Pourquoi les bonnes pratiques peinent-elles à s’installer ?
La question de l’hygiène s’était imposée sur les chantiers pendant le Covid, mais le coût et la logistique restent un frein pour beaucoup d'entreprises. Le point avec Agathe Himeur de Présantra.
Dernière mise à jour le : 25/09/2025
Goulven Connan

Les conséquences du manque d’hygiène impactent la santé des compagnons et peuvent augmenter le risque d’accident. La responsabilité, l’image et l’attractivité des entreprises sont en jeu. Le point avec Agathe Himeur de l'association en santé au travail Présantra.
Qu’en est-il de la prise de conscience des enjeux liés à l’hygiène dans les entreprises ?

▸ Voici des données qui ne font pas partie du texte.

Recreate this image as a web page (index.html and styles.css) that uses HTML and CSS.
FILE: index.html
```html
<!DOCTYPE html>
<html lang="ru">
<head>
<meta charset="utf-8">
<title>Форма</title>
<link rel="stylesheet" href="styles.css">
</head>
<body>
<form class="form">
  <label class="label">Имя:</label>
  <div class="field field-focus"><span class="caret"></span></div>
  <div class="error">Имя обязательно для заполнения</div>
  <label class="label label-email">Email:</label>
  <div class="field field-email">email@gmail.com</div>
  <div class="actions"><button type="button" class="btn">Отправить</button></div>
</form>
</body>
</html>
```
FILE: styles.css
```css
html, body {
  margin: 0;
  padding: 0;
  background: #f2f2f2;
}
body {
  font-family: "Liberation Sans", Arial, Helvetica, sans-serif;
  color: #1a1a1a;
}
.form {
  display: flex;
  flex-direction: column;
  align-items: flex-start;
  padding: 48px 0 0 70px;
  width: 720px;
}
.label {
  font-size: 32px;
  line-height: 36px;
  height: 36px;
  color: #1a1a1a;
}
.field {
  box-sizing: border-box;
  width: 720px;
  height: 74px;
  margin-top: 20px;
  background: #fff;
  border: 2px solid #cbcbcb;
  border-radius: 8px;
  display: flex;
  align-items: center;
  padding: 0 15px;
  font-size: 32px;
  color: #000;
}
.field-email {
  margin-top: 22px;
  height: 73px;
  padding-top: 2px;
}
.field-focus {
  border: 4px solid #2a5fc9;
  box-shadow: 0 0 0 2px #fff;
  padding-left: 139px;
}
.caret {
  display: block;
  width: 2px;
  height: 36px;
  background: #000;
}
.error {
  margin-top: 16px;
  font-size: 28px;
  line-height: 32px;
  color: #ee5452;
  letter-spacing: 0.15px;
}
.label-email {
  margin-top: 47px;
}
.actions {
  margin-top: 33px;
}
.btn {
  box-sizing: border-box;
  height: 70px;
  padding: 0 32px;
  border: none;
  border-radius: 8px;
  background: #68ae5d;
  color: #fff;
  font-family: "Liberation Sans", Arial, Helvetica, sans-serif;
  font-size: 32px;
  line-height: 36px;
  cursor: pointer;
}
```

Les questions d’hygiène sur les chantiers ont été mises en avant brutalement au moment du Covid. Sur les petits chantiers, la mise à disposition de jerricans d’eau et de savon pour l’hygiène des mains s’était fortement développée, mais nous observons que cela tend à disparaître. Concernant les sanitaires et toilettes, la situation ne s’est pas beaucoup améliorée, même si quelques TPE commencent à s’équiper en toilettes mobiles. Il y a aujourd’hui une prise de conscience des différents enjeux liés à l’hygiène mais c’est l’application qui est plus difficile. Pour beaucoup d’entreprises, il y a cette idée que les équipements d’hygiène restent chers et difficiles à mettre en place.

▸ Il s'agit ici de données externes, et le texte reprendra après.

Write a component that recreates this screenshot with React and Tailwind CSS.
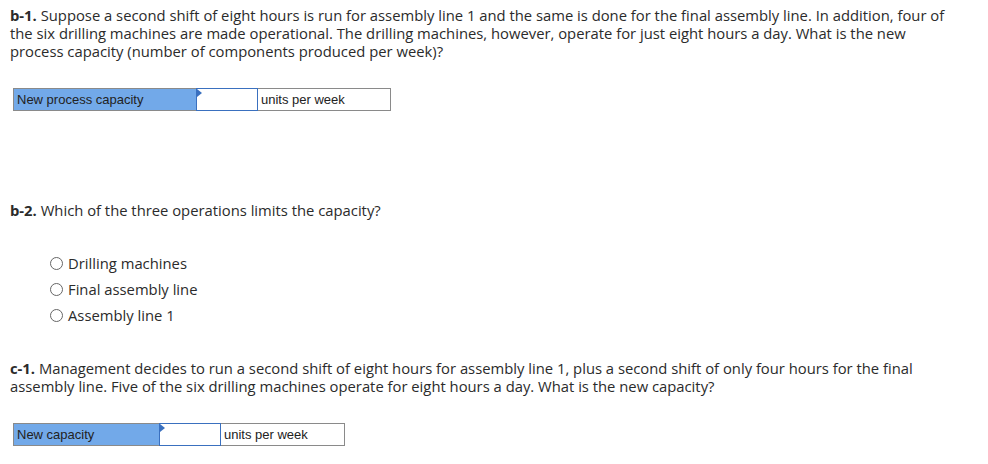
import { useState } from 'react';

// One answer row: blue label, input cell, units cell
function AnswerRow({ label, labelWidth, unitsWidth }) {
  const [value, setValue] = useState('');
  return (
    <div className="flex h-[23px] font-['Liberation_Sans',Arial,sans-serif] text-[13px] text-[#222]">
      <div
        className="flex items-center border border-[#8a8a8a] border-r-0 bg-[#72a9e9] pl-[3px]"
        style={{ width: labelWidth }}
      >
        {label}
      </div>
      <div className="relative w-[62px] border border-[#3a70bf] bg-white">
        {/* little blue corner flag */}
        <span className="absolute left-0 top-0 h-0 w-0 border-t-[4px] border-b-[4px] border-l-[5px] border-t-transparent border-b-transparent border-l-[#3a70bf]" />
        <input
          value={value}
          onChange={(e) => setValue(e.target.value)}
          className="h-full w-full bg-transparent px-1 outline-none"
        />
      </div>
      <div
        className="flex items-center border border-[#8a8a8a] border-l-0 pl-[3px]"
        style={{ width: unitsWidth }}
      >
        units per week
      </div>
    </div>
  );
}

function Radio({ label }) {
  return (
    <label className="flex items-center gap-[5px] h-[26px]">
      <span className="h-[13px] w-[13px] rounded-full border border-[#666] bg-white" />
      <span>{label}</span>
    </label>
  );
}

export default function App() {
  return (
    <div className="min-h-screen bg-white px-[10px] pt-[6px] font-['Open_Sans',sans-serif] text-[14.8px] leading-[18px] text-[#2b2b2b]">
      {/* b-1 */}
      <p>
        <b>b-1.</b> Suppose a second shift of eight hours is run for assembly line 1 and the same is done for the final assembly line. In addition, four of
        <br />
        the six drilling machines are made operational. The drilling machines, however, operate for just eight hours a day. What is the new
        <br />
        process capacity (number of components produced per week)?
      </p>

      <div className="mt-[28px] ml-[3px]">
        <AnswerRow label="New process capacity" labelWidth={183} unitsWidth={133} />
      </div>

      {/* b-2 */}
      <p className="mt-[90px]">
        <b>b-2.</b> Which of the three operations limits the capacity?
      </p>

      <div className="mt-[31px] ml-[40px]">
        <Radio label="Drilling machines" />
        <Radio label="Final assembly line" />
        <Radio label="Assembly line 1" />
      </div>

      {/* c-1 */}
      <p className="mt-[31px]">
        <b>c-1.</b> Management decides to run a second shift of eight hours for assembly line 1, plus a second shift of only four hours for the final
        <br />
        assembly line. Five of the six drilling machines operate for eight hours a day. What is the new capacity?
      </p>

      <div className="mt-[28px] ml-[3px]">
        <AnswerRow label="New capacity" labelWidth={146} unitsWidth={124} />
      </div>
    </div>
  );
}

Le budget est-il donc le principal frein ?
Oui, l’argent et les contraintes logistiques du chantier. Lorsqu’une entreprise rénove un appartement au troisième étage, en plein centre-ville avec l’eau coupée, il ne reste que la solution du café en bas de l’immeuble. Il y a aussi une certaine méconnaissance de la réglementation, notamment dans les petites entreprises où il n’y a pas de salariés dédiés aux questions d’hygiène, de sécurité et de prévention. Et il y a cette culture persistante du BTP où l’on travaille un peu « à la dure » et on ne se plaint pas. Mais c’est en train de changer, les nouvelles générations font beaucoup plus attention aux conditions de travail, car elles sont davantage sensibilisées au cours de leur formation. Cela est positif et peut rejaillir sur les plus anciens.
Quelles sont les premières conséquences du manque d’hygiène sur les chantiers ?

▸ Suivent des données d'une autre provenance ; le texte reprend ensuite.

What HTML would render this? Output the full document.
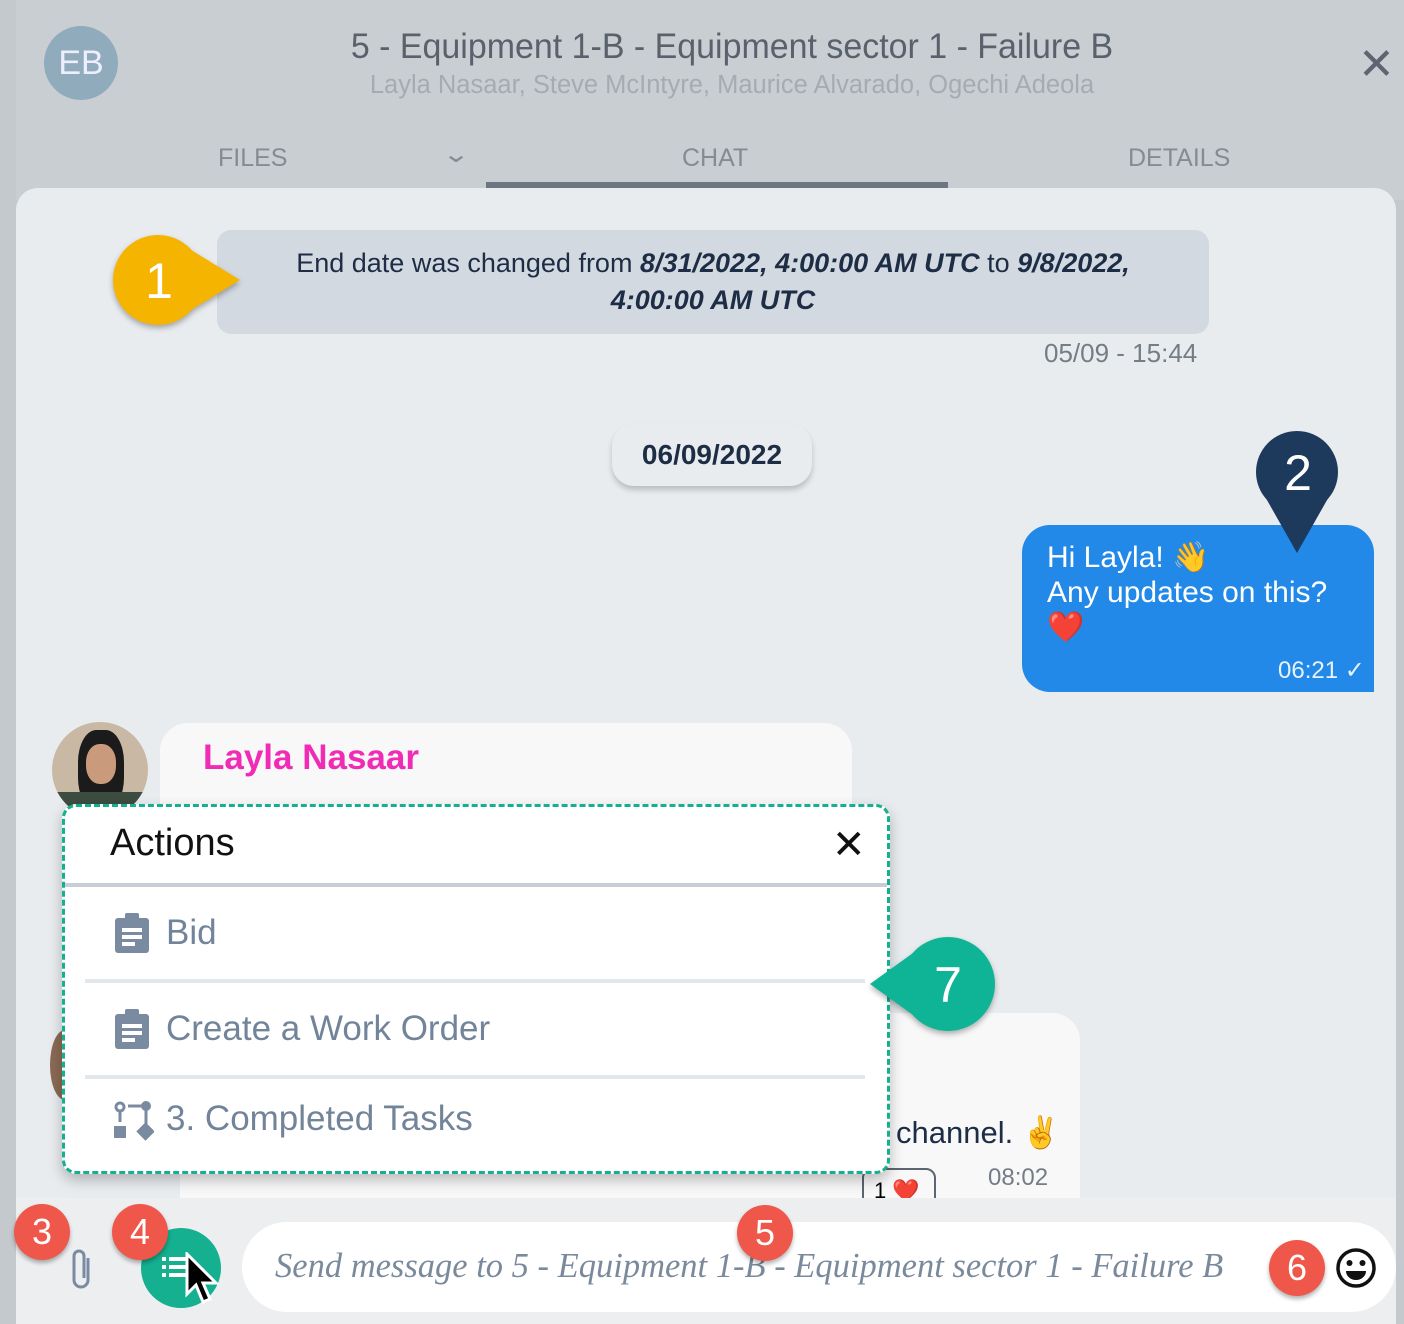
<!DOCTYPE html>
<html><head><meta charset="utf-8"><style>
*{box-sizing:border-box;margin:0;padding:0}
body{width:1404px;height:1324px;position:relative;overflow:hidden;background:#c4c9ce;font-family:"Liberation Sans",sans-serif}
.a{position:absolute}
.num{position:absolute;color:#fff;font-size:50px;text-align:center}
.red{position:absolute;width:56px;height:56px;border-radius:50%;background:#f0574b;color:#fff;font-size:36px;text-align:center;line-height:56px;box-shadow:0 3px 4px rgba(0,0,0,.3)}
</style></head><body>
<div class="a" style="left:16px;top:0;width:1388px;height:200px;background:#c9ced3"></div>
<div class="a" style="left:44px;top:26px;width:74px;height:74px;border-radius:50%;background:#8fabbc;color:#eef;font-size:34px;text-align:center;line-height:74px">EB</div>
<div class="a" style="left:0;width:1464px;top:27px;text-align:center;font-size:35px;color:#59616c;transform:scaleX(0.97)">5 - Equipment 1-B - Equipment sector 1 - Failure B</div>
<div class="a" style="left:0;width:1464px;top:71px;text-align:center;font-size:25.5px;color:#a6abb2">Layla Nasaar, Steve McIntyre, Maurice Alvarado, Ogechi Adeola</div>
<div class="a" style="left:1358px;top:40px;font-size:44px;color:#5d6570;line-height:50px">✕</div>
<div class="a" style="left:218px;top:144px;font-size:25px;color:#858b93">FILES</div>
<div class="a" style="left:446px;top:140px;font-size:24px;color:#858b93;transform:scaleX(1.4)">⌄</div>
<div class="a" style="left:682px;top:144px;font-size:25px;color:#858b93">CHAT</div>
<div class="a" style="left:1128px;top:144px;font-size:25px;color:#858b93">DETAILS</div>
<div class="a" style="left:486px;top:182px;width:462px;height:6px;background:#6c7580"></div>
<div class="a" style="left:16px;top:188px;width:1380px;height:1136px;background:#e9ecef;border-radius:22px 22px 0 0"></div>
<div class="a" style="left:217px;top:230px;width:992px;height:104px;background:#d3d9e0;border-radius:14px;color:#1c2d45;font-size:27px;text-align:center;line-height:37px;padding-top:15px">End date was changed from <b><i>8/31/2022, 4:00:00 AM UTC</i></b> to <b><i>9/8/2022,<br>4:00:00 AM UTC</i></b></div>
<div class="a" style="left:1044px;top:338px;font-size:26px;color:#747c86">05/09 - 15:44</div>
<div class="a" style="left:612px;top:424px;width:200px;height:62px;background:#e9ecef;border-radius:22px;box-shadow:0 4px 6px rgba(0,0,0,.2);text-align:center;line-height:62px;font-size:28px;font-weight:bold;color:#1c2d45">06/09/2022</div>
<svg class="a" style="left:100px;top:220px;filter:drop-shadow(0 3px 3px rgba(0,0,0,.3))" width="150" height="120"><circle cx="58" cy="60" r="45" fill="#f5b400"/><polygon points="70,17 70,103 140,60" fill="#f5b400"/></svg>
<div class="num" style="left:134px;top:252px;width:50px">1</div>
<div class="a" style="left:1022px;top:525px;width:352px;height:167px;background:#2289e8;border-radius:28px 28px 0 28px;color:#fff;font-size:30px;padding:15px 0 0 25px;line-height:35px">Hi Layla! 👋<br>Any updates on this?<br>❤️</div>
<div class="a" style="left:1278px;top:656px;color:#e8f2ff;font-size:24px">06:21 ✓</div>
<svg class="a" style="left:1247px;top:420px" width="100" height="140"><circle cx="50" cy="52" r="41" fill="#1d3a5c"/><polygon points="12,66 88,66 50,133" fill="#1d3a5c"/></svg>
<div class="num" style="left:1272px;top:444px;width:52px;font-size:50px">2</div>
<div class="a" style="left:160px;top:723px;width:692px;height:300px;background:#f8f8f9;border-radius:28px 28px 0 0"></div>
<div class="a" style="left:180px;top:1013px;width:900px;height:186px;background:#f8f8f9;border-radius:28px 28px 0 0"></div>
<div class="a" style="left:52px;top:722px;width:96px;height:96px;border-radius:50%;overflow:hidden;background:#c9b8a4">
<div class="a" style="left:26px;top:8px;width:46px;height:80px;border-radius:40%;background:#1b1b1b"></div>
<div class="a" style="left:34px;top:22px;width:30px;height:40px;border-radius:45%;background:#c99b7c"></div>
<div class="a" style="left:0;top:70px;width:96px;height:30px;background:#3d4c40"></div></div>
<div class="a" style="left:50px;top:1030px;width:30px;height:70px;border-radius:50%;background:#8a6a55"></div>
<div class="a" style="left:203px;top:738px;color:#f02bb5;font-size:35px;font-weight:bold">Layla Nasaar</div>
<div class="a" style="left:896px;top:1114px;color:#1c2d45;font-size:31px">channel. ✌️</div>
<div class="a" style="left:988px;top:1164px;color:#747c86;font-size:24px">08:02</div>
<div class="a" style="left:862px;top:1168px;width:74px;height:40px;border:2px solid #5d6570;border-radius:10px;font-size:22px;padding:8px 0 0 10px">1 ❤️</div>
<div class="a" style="left:62px;top:804px;width:828px;height:370px;background:#fff;border:3px dashed #14b08f;border-radius:14px;box-shadow:0 6px 14px rgba(0,0,0,.25)"></div>
<div class="a" style="left:110px;top:822px;font-size:38px;color:#111">Actions</div>
<div class="a" style="left:832px;top:822px;font-size:40px;color:#111">✕</div>
<div class="a" style="left:65px;top:883px;width:822px;height:4px;background:#c7ced6"></div>
<div class="a" style="left:85px;top:979px;width:780px;height:4px;background:#e2e7ec"></div>
<div class="a" style="left:85px;top:1075px;width:780px;height:4px;background:#e2e7ec"></div>
<svg class="a" style="left:114px;top:912px" width="38" height="42" viewBox="0 0 38 42"><rect x="1" y="6" width="34" height="35" rx="3" fill="#7a8ba1"/><rect x="11" y="1" width="14" height="9" rx="2" fill="#7a8ba1"/><rect x="8" y="16" width="20" height="4" fill="#fff"/><rect x="8" y="23" width="20" height="4" fill="#fff"/><rect x="8" y="30" width="13" height="4" fill="#fff"/></svg>
<div class="a" style="left:166px;top:913px;font-size:35px;color:#72849a">Bid</div>
<svg class="a" style="left:114px;top:1008px" width="38" height="42" viewBox="0 0 38 42"><rect x="1" y="6" width="34" height="35" rx="3" fill="#7a8ba1"/><rect x="11" y="1" width="14" height="9" rx="2" fill="#7a8ba1"/><rect x="8" y="16" width="20" height="4" fill="#fff"/><rect x="8" y="23" width="20" height="4" fill="#fff"/><rect x="8" y="30" width="13" height="4" fill="#fff"/></svg>
<div class="a" style="left:166px;top:1009px;font-size:35px;color:#72849a">Create a Work Order</div>
<svg class="a" style="left:114px;top:1100px" width="40" height="42" viewBox="0 0 40 42"><circle cx="6" cy="7" r="4" fill="none" stroke="#7a8ba1" stroke-width="3"/><line x1="6" y1="11" x2="6" y2="22" stroke="#7a8ba1" stroke-width="3"/><rect x="0" y="26" width="12" height="12" fill="#7a8ba1"/><line x1="14" y1="6" x2="28" y2="6" stroke="#7a8ba1" stroke-width="3"/><circle cx="32" cy="6" r="5" fill="#7a8ba1"/><line x1="32" y1="10" x2="32" y2="26" stroke="#7a8ba1" stroke-width="3"/><rect x="25" y="25" width="13" height="13" fill="#7a8ba1" transform="rotate(45 31.5 31.5)"/></svg>
<div class="a" style="left:166px;top:1099px;font-size:35px;color:#72849a">3. Completed Tasks</div>
<svg class="a" style="left:860px;top:930px;filter:drop-shadow(0 3px 3px rgba(0,0,0,.3))" width="140" height="110"><circle cx="88" cy="54" r="47" fill="#0fb496"/><polygon points="10,54 60,18 60,90" fill="#0fb496"/></svg>
<div class="num" style="left:922px;top:956px;width:52px">7</div>
<div class="a" style="left:16px;top:1198px;width:1380px;height:126px;background:#eceef0"></div>
<div class="a" style="left:242px;top:1222px;width:1154px;height:90px;background:#fff;border-radius:45px"></div>
<div class="a" style="left:275px;top:1247px;font-family:'Liberation Serif',serif;font-style:italic;font-size:34.5px;color:#7a8a9c;white-space:nowrap">Send message to 5 - Equipment 1-B - Equipment sector 1 - Failure B</div>
<svg class="a" style="left:68px;top:1246px" width="28" height="46" viewBox="0 0 28 46"><path d="M20 12 V34 a7 7 0 0 1 -14 0 V10 a5 5 0 0 1 10 0 V32" fill="none" stroke="#7a8ba1" stroke-width="3"/></svg>
<div class="a" style="left:141px;top:1228px;width:80px;height:80px;border-radius:50%;background:#14b08f"></div>
<svg class="a" style="left:162px;top:1255px" width="30" height="24"><g fill="#fff"><rect x="0" y="2" width="4" height="4"/><rect x="7" y="2" width="20" height="4"/><rect x="0" y="10" width="4" height="4"/><rect x="7" y="10" width="20" height="4"/><rect x="0" y="18" width="4" height="4"/><rect x="7" y="18" width="20" height="4"/></g></svg>
<svg class="a" style="left:184px;top:1252px" width="40" height="56"><path d="M3 2 L3 42 L12 33 L19 50 L26 47 L19 31 L32 31 Z" fill="#000" stroke="#fff" stroke-width="3"/></svg>
<div class="red" style="left:14px;top:1204px">3</div>
<div class="red" style="left:112px;top:1204px">4</div>
<div class="red" style="left:737px;top:1205px">5</div>
<div class="red" style="left:1269px;top:1240px">6</div>
<svg class="a" style="left:1334px;top:1246px" width="44" height="44" viewBox="0 0 44 44"><circle cx="22" cy="22" r="18" fill="none" stroke="#111" stroke-width="3.5"/><circle cx="15.5" cy="17" r="3" fill="#111"/><circle cx="28.5" cy="17" r="3" fill="#111"/><path d="M12 25 H32 A10 9 0 0 1 12 25Z" fill="#111"/></svg>
</body></html>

Il s’agit des virus et bactéries qui vont se propager beaucoup plus facilement avec le manque d’hygiène des mains ou l’ingestion de résidus de produits nocifs. Cela impacte la santé des compagnons et entraîne des arrêts de travail. Ne pas pouvoir subvenir à ses besoins naturels peut avoir des effets sur la santé mentale, provoquer une fatigue générale, un mal-être et des pertes d’attention et de concentration. Cela augmente le risque de ne pas bien effectuer son travail ou, plus grave, d’avoir un accident. Nous avons recueilli les témoignages de femmes, mais aussi d’hommes, qui envisagent de changer de métier en raison de conditions d’hygiène insuffisantes et de l’absence d’intimité pour faire leurs besoins. Tout cela a un impact négatif sur l’image des entreprises et leur attractivité.
Il y a cette culture persistante du BTP où l’on travaille un peu « à la dure » et on ne se plaint pas.
Agathe Himeur
Agathe Himeur, ingénieure en prévention des risques, est responsable du pôle prévention chez Présantra. Cette association de prévention et santé au travail accompagne 2 500 entreprises du BTP dans le Finistère (23 000 salariés), dont une grande majorité de TPE/PME.